**Short exercise**
Copy out all the lines exactly. Omit pictures.

**Dataset section**
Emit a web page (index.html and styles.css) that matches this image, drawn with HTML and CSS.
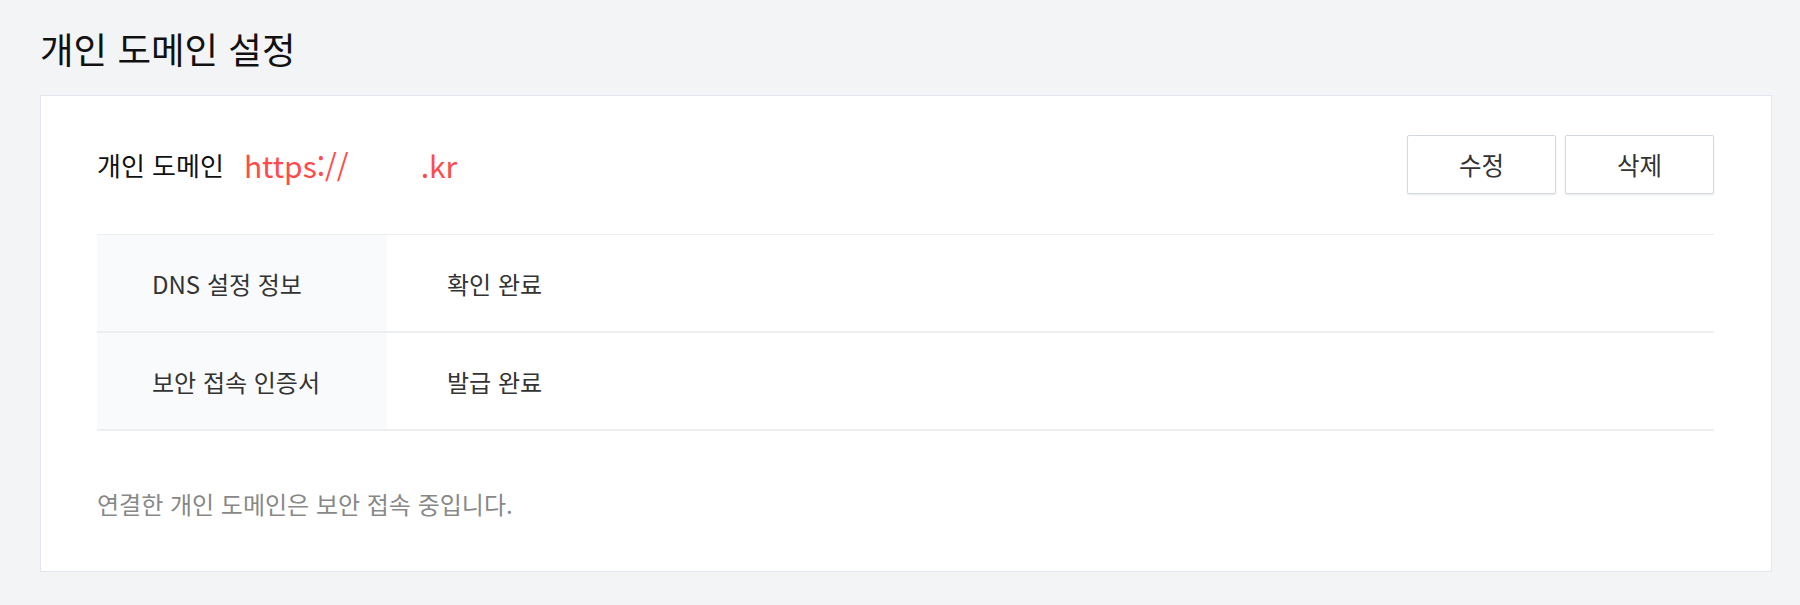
FILE: index.html
```html
<!DOCTYPE html>
<html lang="ko">
<head>
<meta charset="utf-8">
<title>개인 도메인 설정</title>
<link rel="stylesheet" href="styles.css">
</head>
<body>
<div class="page">
  <h1 class="page-title">개인 도메인 설정</h1>
  <section class="card">
    <div class="domain-head">
      <div class="domain-info">
        <span class="domain-label">개인 도메인</span>
        <span class="domain-url">https://<span class="masked"></span>.kr</span>
      </div>
      <div class="actions">
        <button class="btn" type="button">수정</button>
        <button class="btn" type="button">삭제</button>
      </div>
    </div>
    <div class="info-table">
      <div class="info-row">
        <div class="info-key">DNS 설정 정보</div>
        <div class="info-val">확인 완료</div>
      </div>
      <div class="info-row">
        <div class="info-key">보안 접속 인증서</div>
        <div class="info-val">발급 완료</div>
      </div>
    </div>
    <p class="note">연결한 개인 도메인은 보안 접속 중입니다.</p>
  </section>
</div>
</body>
</html>
```

FILE: styles.css
```css
html, body {
  margin: 0;
  padding: 0;
  background: #f3f4f6;
}

body {
  font-family: "Noto Sans CJK KR", "Noto Sans", sans-serif;
  color: #222;
}

.page {
  padding: 0 28px 0 40px;
}

.page-title {
  margin: 0;
  padding: 22px 0 20px 0;
  height: 53px;
  line-height: 53px;
  font-size: 36.5px;
  font-weight: 400;
  color: #111;
}

.card {
  background: #fff;
  border: 1px solid #e2e6ee;
  padding: 39px 57px 50px 56px;
}

.domain-head {
  display: flex;
  align-items: center;
  justify-content: space-between;
  height: 59px;
}

.domain-info {
  display: flex;
  align-items: center;
  gap: 20px;
}

.domain-label {
  font-size: 26px;
  color: #111;
}

.domain-url {
  font-size: 30px;
  color: #ff4b4b;
  display: flex;
  align-items: center;
}

.masked {
  display: inline-block;
  width: 72px;
}

.actions {
  display: flex;
  gap: 9px;
}

.btn {
  width: 149px;
  height: 59px;
  background: #fff;
  border: 1px solid #d3d8e1;
  border-radius: 2px;
  box-shadow: 0 1px 2px rgba(30, 40, 60, 0.1);
  font-family: inherit;
  font-size: 24.5px;
  color: #333;
  padding: 0;
}

.info-table {
  margin-top: 40px;
  border-top: 1px solid #eceef2;
}

.info-row {
  display: flex;
  height: 96px;
  border-bottom: 2px solid #eceef2;
}

.info-key {
  width: 235px;
  padding-left: 55px;
  background: #f9fafc;
  display: flex;
  align-items: center;
  font-size: 24px;
  color: #333;
}

.info-val {
  padding-left: 60px;
  display: flex;
  align-items: center;
  font-size: 24px;
  color: #333;
}

.note {
  margin: 56px 0 0 0;
  line-height: 34px;
  font-size: 24px;
  color: #888;
}
```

**Response**
Emit a web page (index.html and styles.css) that matches this image, drawn with HTML and CSS.
FILE: index.html
```html
<!DOCTYPE html>
<html lang="ko">
<head>
<meta charset="utf-8">
<title>개인 도메인 설정</title>
<link rel="stylesheet" href="styles.css">
</head>
<body>
<div class="page">
  <h1 class="page-title">개인 도메인 설정</h1>
  <section class="card">
    <div class="domain-head">
      <div class="domain-info">
        <span class="domain-label">개인 도메인</span>
        <span class="domain-url">https://<span class="masked"></span>.kr</span>
      </div>
      <div class="actions">
        <button class="btn" type="button">수정</button>
        <button class="btn" type="button">삭제</button>
      </div>
    </div>
    <div class="info-table">
      <div class="info-row">
        <div class="info-key">DNS 설정 정보</div>
        <div class="info-val">확인 완료</div>
      </div>
      <div class="info-row">
        <div class="info-key">보안 접속 인증서</div>
        <div class="info-val">발급 완료</div>
      </div>
    </div>
    <p class="note">연결한 개인 도메인은 보안 접속 중입니다.</p>
  </section>
</div>
</body>
</html>
```

FILE: styles.css
```css
html, body {
  margin: 0;
  padding: 0;
  background: #f3f4f6;
}

body {
  font-family: "Noto Sans CJK KR", "Noto Sans", sans-serif;
  color: #222;
}

.page {
  padding: 0 28px 0 40px;
}

.page-title {
  margin: 0;
  padding: 22px 0 20px 0;
  height: 53px;
  line-height: 53px;
  font-size: 36.5px;
  font-weight: 400;
  color: #111;
}

.card {
  background: #fff;
  border: 1px solid #e2e6ee;
  padding: 39px 57px 50px 56px;
}

.domain-head {
  display: flex;
  align-items: center;
  justify-content: space-between;
  height: 59px;
}

.domain-info {
  display: flex;
  align-items: center;
  gap: 20px;
}

.domain-label {
  font-size: 26px;
  color: #111;
}

.domain-url {
  font-size: 30px;
  color: #ff4b4b;
  display: flex;
  align-items: center;
}

.masked {
  display: inline-block;
  width: 72px;
}

.actions {
  display: flex;
  gap: 9px;
}

.btn {
  width: 149px;
  height: 59px;
  background: #fff;
  border: 1px solid #d3d8e1;
  border-radius: 2px;
  box-shadow: 0 1px 2px rgba(30, 40, 60, 0.1);
  font-family: inherit;
  font-size: 24.5px;
  color: #333;
  padding: 0;
}

.info-table {
  margin-top: 40px;
  border-top: 1px solid #eceef2;
}

.info-row {
  display: flex;
  height: 96px;
  border-bottom: 2px solid #eceef2;
}

.info-key {
  width: 235px;
  padding-left: 55px;
  background: #f9fafc;
  display: flex;
  align-items: center;
  font-size: 24px;
  color: #333;
}

.info-val {
  padding-left: 60px;
  display: flex;
  align-items: center;
  font-size: 24px;
  color: #333;
}

.note {
  margin: 56px 0 0 0;
  line-height: 34px;
  font-size: 24px;
  color: #888;
}
```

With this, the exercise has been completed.